As his young son runs down the corridor outside the dressing rooms at St Andrew’s and he swoops his child into his arms, a broad grin breaks out across his face. It is probably the first time Nigel Quashie has been able to smile in a very long time.
Over the past 16 months, the Scotland international midfielder has had to contend with not only a career-threatening injury and numerous operations, but also the tragic death of his beloved mother from cancer less than a fortnight ago and the thought of callous thieves breaking into her house while she lay on her death bed in hospital. Quashie has been through more than many people can take.
As he stands on the edge of the St Andrew’s pitch, he speaks with a rare openness and honesty about his battle to save his career, his hopes for a fresh start at St Andrew’s and his dying mum’s plea that he continues to play the game he loves. It is almost therapeutic for the 30-year-old, who struggles to restrain his emotions at times.

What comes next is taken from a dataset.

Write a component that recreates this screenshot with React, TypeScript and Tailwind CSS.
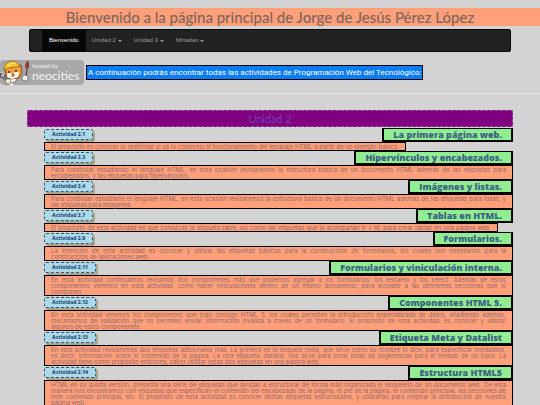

For the past month, Quashie has been commuting from his London home to Birmingham to train with Blues and prove to manager Alex McLeish that he is over the foot and ankle injury that has left him out of the game since March 4, 2007.
When Quashie kicked the studs of Pascal Chimbonda in the 80th minute of Tottenham Hotspur’s 4-3 victory at the Boleyn Ground, it was a sore injury but he couldn’t have imagined the pain that he was about to experience, both professionally and personally.
Now Quashie is hoping McLeish, who has managed him at international level and has agreed a loan deal with the Hammers, will hand him a chance to resurrect his career and bring to an end the most difficult chapter of his life.
“I have been out for a year and a bit and it has been really frustrating, I even thought I might have to pack it in,” said Quashie, who was born in Southwark, London but qualifies for Scotland through his grandfather.
“I had to go to Holland for treatment which was make or break. I was waiting for the final verdict of whether I would ever play again. It was now or never. Luckily I have been able to play again but I think I am due a bit of luck after everything I have been through.
“I had near enough dismantled the joint. When I kept trying to come back, more bone kept flaking away and there were two holes in the cartilage. I just thought that would be the end of it because I had three operations on it. I am really grateful to be able to play again.
“A lot of things began to get on top of me because I really thought that would be it, coupled with what was happening with my mum.”
As his 46-year-old mother, Caroline, battled with her illness, Quashie’s injury problems paled into insignificance. Quashie is a devoted son. He had no father figure and was raised almost single handedly by his mum. Their closeness was reflected by the fact Caroline used to call him around four times a day and now those calls of support have stopped Quashie is finding it tough.
“I tried to focus on mum as well and with her passing it has made it a difficult time,” said the former West Bromwich Albion star. “She passed away 11 days ago and I have been training here and been up and down the motorway, leaving London at 5am every morning and then getting back to the hospital every day to be with her.
“I have had a tough month, trying to get fit as well and play again, which is what my mum asked me to do the day before I played against Aston Villa (a behind closed doors friendly at Wast Hills). She passed away after that.
“To get back playing has been difficult. I came in and trained the next day after she died and then had to do a few things she asked of me.
“Her house was burgled the day before she died, so I had that to deal with as well. This has been one of the hardest times of my life. Her passing has really hurt me.
“I had her funeral last Thursday and it crossed my mind to take a few weeks to get my head around it all but I have to carry on and enjoy it. I am grateful to be playing again.
“It has been me and my mum all my life. She was my life. I had no father figure until her partner came in. He is a great man and he has helped me through this.
“It feels as if my whole world has been turned upside down.
“I feel lost because I don’t know what to do. At times I look for the phone calls I used to get every day from her, but I don’t have her anymore.”
Quashie has been helped by the staff at Birmingham City and the midfielder is hoping to repay them by helping the club return to the Premier League.
“The staff have been first class and I can’t ask any more,” he said.
“I have two years left on my contract at West Ham United. Alex has given me the chance to come here and train and if I get the chance to come her properly it would be a big relief.
“I would love to be part of a club that is going for promotion, whether it is for one, two or three months.
“The players have been really good and it has just been a case of getting games under my belt, and I have had three now. If things work out then I will look forward to coming here.
“She asked me to carry on playing football and to look up at her and smile. It has been a long and lonely road but I intend to do that.”